What needs to be done >> Starting at the first line of the listing below, retype each line up to and including the one that contains "IoNewspaper, IoSearch, IoWallet". Leave pictures out.

Data section >>

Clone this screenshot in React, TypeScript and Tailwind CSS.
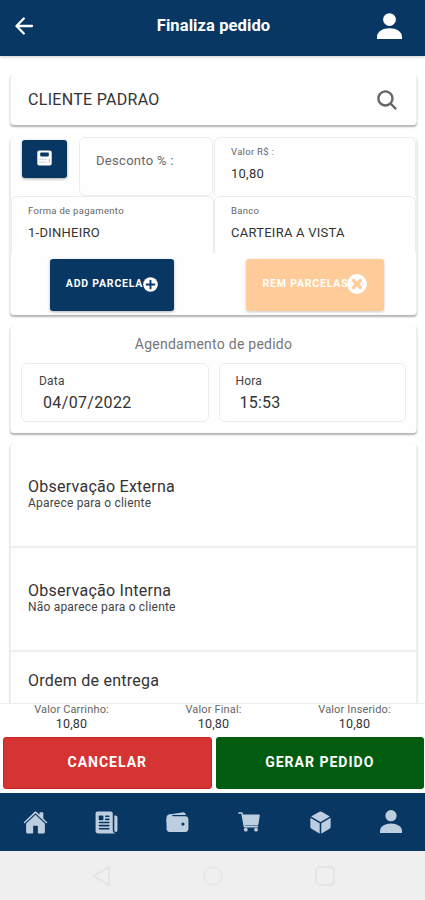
import type { ReactNode } from 'react';
import { IoCube, IoHome, IoNewspaper, IoSearch, IoWallet } from 'react-icons/io5';

const totals = [
  { label: 'Valor Carrinho:', value: '10,80' },
  { label: 'Valor Final:', value: '10,80' },
  { label: 'Valor Inserido:', value: '10,80' },
];

const notes = [
  { title: 'Observação Externa', hint: 'Aparece para o cliente' },
  { title: 'Observação Interna', hint: 'Não aparece para o cliente' },
];

const tabs = [
  { id: 'home', icon: <IoHome size={25} /> },
  { id: 'news', icon: <IoNewspaper size={25} /> },
  { id: 'wallet', icon: <IoWallet size={25} /> },
  { id: 'cart', icon: <CartIcon /> },
  { id: 'cube', icon: <IoCube size={25} /> },
  { id: 'profile', icon: <PersonIcon size={22} /> },
];

function ArrowBackIcon() {
  return (
    <svg width="19" height="18" viewBox="0 0 19 18" fill="none" stroke="currentColor" strokeWidth="2.3" strokeLinecap="round" strokeLinejoin="round">
      <path d="M8.8 1.5L1.5 9l7.3 7.5M2 9h15" />
    </svg>
  );
}

function PersonIcon({ size }: { size: number }) {
  return (
    <svg width={size} height={size * 1.05} viewBox="0 0 25 26.2" fill="currentColor">
      <circle cx="12.5" cy="6.5" r="6.4" />
      <path d="M0 26v-2.4C0 18.4 6 15.2 12.5 15.2S25 18.4 25 23.6V26z" />
    </svg>
  );
}

function CartIcon() {
  return (
    <svg width="22" height="20" viewBox="0 0 22 20" fill="currentColor">
      <path d="M0.8 1h3.1l2.6 13.8h13" fill="none" stroke="currentColor" strokeWidth="1.5" strokeLinecap="round" strokeLinejoin="round" />
      <path d="M4.3 2.6H21a.8.8 0 0 1 .8 1l-1.4 9a1.3 1.3 0 0 1-1.2 1H6z" />
      <circle cx="7.8" cy="17.7" r="1.9" />
      <circle cx="18" cy="17.7" r="1.9" />
    </svg>
  );
}

function CalculatorIcon() {
  return (
    <svg width="15" height="16" viewBox="0 0 15 16">
      <rect x="0.3" y="0.5" width="14.4" height="15" rx="2" fill="#fff" />
      <rect x="3.2" y="2.4" width="8.6" height="4" rx="0.8" fill="#083764" />
      <path d="M2.3 9.2h8M2.3 12.2h8" stroke="#b4c1d0" strokeWidth="0.9" strokeDasharray="2 0.6" />
      <path d="M12.3 8.6v4" stroke="#b4c1d0" strokeWidth="1" />
    </svg>
  );
}

function Card({ className, children }: { className: string; children: ReactNode }) {
  return (
    <div className={`rounded-[4px] border-x border-[#f0f0f0] bg-[#fefefe] shadow-[0_2px_2px_rgba(0,0,0,0.3)] ${className}`}>
      {children}
    </div>
  );
}

function Field({ label, value }: { label: string; value: string }) {
  return (
    <div className="rounded-t-[6px] border border-b-0 border-[#ececec] pl-4">
      <p className="pt-2 text-[9.5px] leading-[11px] tracking-[0.3px] text-[#666]">{label}</p>
      <p className="pt-[9px] text-[13px] leading-4 tracking-[0.25px] text-[#333]">{value}</p>
    </div>
  );
}

export default function App() {
  return (
    <div className="flex h-[900px] w-[425px] flex-col overflow-hidden bg-white font-['Roboto',sans-serif]">
      {/* Header */}
      <header className="z-10 grid h-14 shrink-0 grid-cols-[1fr_auto_1fr] items-center bg-[#083764] pr-[23px] pb-1 pl-[25px] text-white shadow-[0_1px_3px_rgba(0,0,0,0.2)]">
        <button className="-ml-[10px] justify-self-start"><ArrowBackIcon /></button>
        <h1 className="text-[16.5px] font-bold tracking-[0.1px]">Finaliza pedido</h1>
        <button className="justify-self-end"><PersonIcon size={25} /></button>
      </header>

      {/* Content */}
      <main className="flex min-h-0 flex-1 flex-col overflow-hidden pt-[18px] pr-2 pl-[10px]">
        <Card className="flex h-[51px] shrink-0 items-center justify-between pr-[17px] pl-[17px]">
          <span className="text-base tracking-[0.3px] text-[#333]">CLIENTE PADRAO</span>
          <IoSearch size={24} className="text-[#666]" />
        </Card>

        {/* Payment */}
        <Card className="mt-3 h-[178px] shrink-0">
          <div className="grid h-[59px] grid-cols-[68px_135px_1fr]">
            <button className="mt-[3px] ml-[11px] flex h-[38px] w-[45px] items-center justify-center rounded-[3px] bg-[#083764] pb-[2px] shadow-[0_1px_3px_rgba(0,0,0,0.35)]">
              <CalculatorIcon />
            </button>
            <div className="mr-px rounded-[6px] border border-[#ececec] pt-[13px] pl-4 text-[13px] tracking-[0.3px] text-[#666]">
              Desconto % :
            </div>
            <Field label="Valor R$ :" value="10,80" />
          </div>
          <div className="grid h-[57px] grid-cols-[203px_1fr]">
            <Field label="Forma de pagamento" value="1-DINHEIRO" />
            <Field label="Banco" value="CARTEIRA A VISTA" />
          </div>
          <div className="mt-[6px] flex justify-between pr-[32px] pl-[39px] text-[10.5px] font-bold tracking-[0.8px] text-white">
            <button className="flex h-[52px] w-[124px] items-center justify-center rounded-[3px] bg-[#083764] pb-[2px] shadow-[0_1px_3px_rgba(0,0,0,0.3)]">
              ADD PARCELA
              <svg width="15" height="15" viewBox="0 0 15 15" className="shrink-0">
                <circle cx="7.5" cy="7.5" r="7.3" fill="#fff" />
                <path d="M7.5 3.6v7.8M3.6 7.5h7.8" stroke="#083764" strokeWidth="1.9" strokeLinecap="round" />
              </svg>
            </button>
            <button className="flex h-[52px] w-[138px] items-center justify-center rounded-[3px] bg-[#ffcc99] pb-[2px] shadow-[0_1px_3px_rgba(0,0,0,0.2)]">
              REM PARCELAS
              <svg width="20" height="20" viewBox="0 0 20 20" className="-ml-px shrink-0">
                <circle cx="10" cy="10" r="9.9" fill="#fff" />
                <path d="M6.5 6.5l7 7M13.5 6.5l-7 7" stroke="#ffcc99" strokeWidth="3.2" strokeLinecap="round" />
              </svg>
            </button>
          </div>
        </Card>

        {/* Schedule */}
        <Card className="mt-[10px] h-[108px] shrink-0 px-[10px]">
          <h2 className="pt-[9px] text-center text-sm tracking-[0.25px] text-[#777]">Agendamento de pedido</h2>
          <div className="mt-[9px] grid grid-cols-2 gap-[10px]">
            <div className="h-[59px] rounded-[6px] border border-[#ececec] pt-[10px] pl-[17px]">
              <p className="text-xs leading-[14px] tracking-[0.2px] text-[#444]">Data</p>
              <p className="pt-[5px] pl-1 text-base leading-5 tracking-[0.35px] text-[#333]">04/07/2022</p>
            </div>
            <div className="h-[59px] rounded-[6px] border border-[#ececec] pt-[10px] pl-4">
              <p className="text-xs leading-[14px] tracking-[0.2px] text-[#444]">Hora</p>
              <p className="pt-[5px] pl-1 text-base leading-5 tracking-[0.2px] text-[#333]">15:53</p>
            </div>
          </div>
        </Card>

        {/* Notes */}
        <Card className="mt-[10px] h-[300px] shrink-0">
          {notes.map((note) => (
            <div key={note.title} className="h-[104px] border-b-2 border-[#eee] pt-[33px] pl-[17px] first:h-[105px] first:pt-[34px]">
              <h3 className="text-base leading-5 tracking-[0.25px] text-[#333]">{note.title}</h3>
              <p className="text-xs leading-[13px] tracking-[0.2px] text-[#444]">{note.hint}</p>
            </div>
          ))}
          <h3 className="pt-[19px] pl-[17px] text-base leading-5 tracking-[0.25px] text-[#333]">Ordem de entrega</h3>
        </Card>
      </main>

      {/* Totals and actions */}
      <footer className="shrink-0 border-t border-[#eee] bg-white">
        <div className="grid h-[33px] grid-cols-[143px_141px_141px] text-center">
          {totals.map((total) => (
            <div key={total.label} className="-mt-px">
              <p className="text-[11px] leading-[14px] tracking-[0.15px] text-[#666]">{total.label}</p>
              <p className="text-[12.5px] leading-[14px] tracking-[0.2px] text-[#333]">{total.value}</p>
            </div>
          ))}
        </div>
        <div className="grid h-14 grid-cols-2 gap-1 pr-px pl-[3px] text-sm font-bold tracking-[1px] text-white">
          <button className="h-[52px] rounded-[3px] border border-[#cf1f1f] bg-[#d63333] pb-[2px]">CANCELAR</button>
          <button className="h-[52px] rounded-[3px] bg-[#025c10] pb-[2px]">GERAR PEDIDO</button>
        </div>
      </footer>

      {/* Tab bar */}
      <nav className="h-[58px] shrink-0 bg-[#083764] text-[#bdcee0]">
        <div className="-mr-0.5 grid h-full grid-cols-6 place-items-center">
          {tabs.map((tab) => (
            <button key={tab.id}>{tab.icon}</button>
          ))}
        </div>
      </nav>

      {/* Android navigation */}
      <div className="flex h-[49px] shrink-0 items-center justify-center gap-[92px] bg-[#efefef]">
        <svg width="20" height="22" viewBox="0 0 20 22" fill="none" stroke="#e4e4e4" strokeWidth="2">
          <path d="M18 2v18L2.5 11z" strokeLinejoin="round" />
        </svg>
        <span className="h-5 w-5 rounded-full border-2 border-[#e7e7e7]" />
        <span className="h-5 w-5 rounded-[5px] border-2 border-[#e4e4e4]" />
      </div>
    </div>
  );
}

Output >>
Clone this screenshot in React, TypeScript and Tailwind CSS.
import type { ReactNode } from 'react';
import { IoCube, IoHome, IoNewspaper, IoSearch, IoWallet } from 'react-icons/io5';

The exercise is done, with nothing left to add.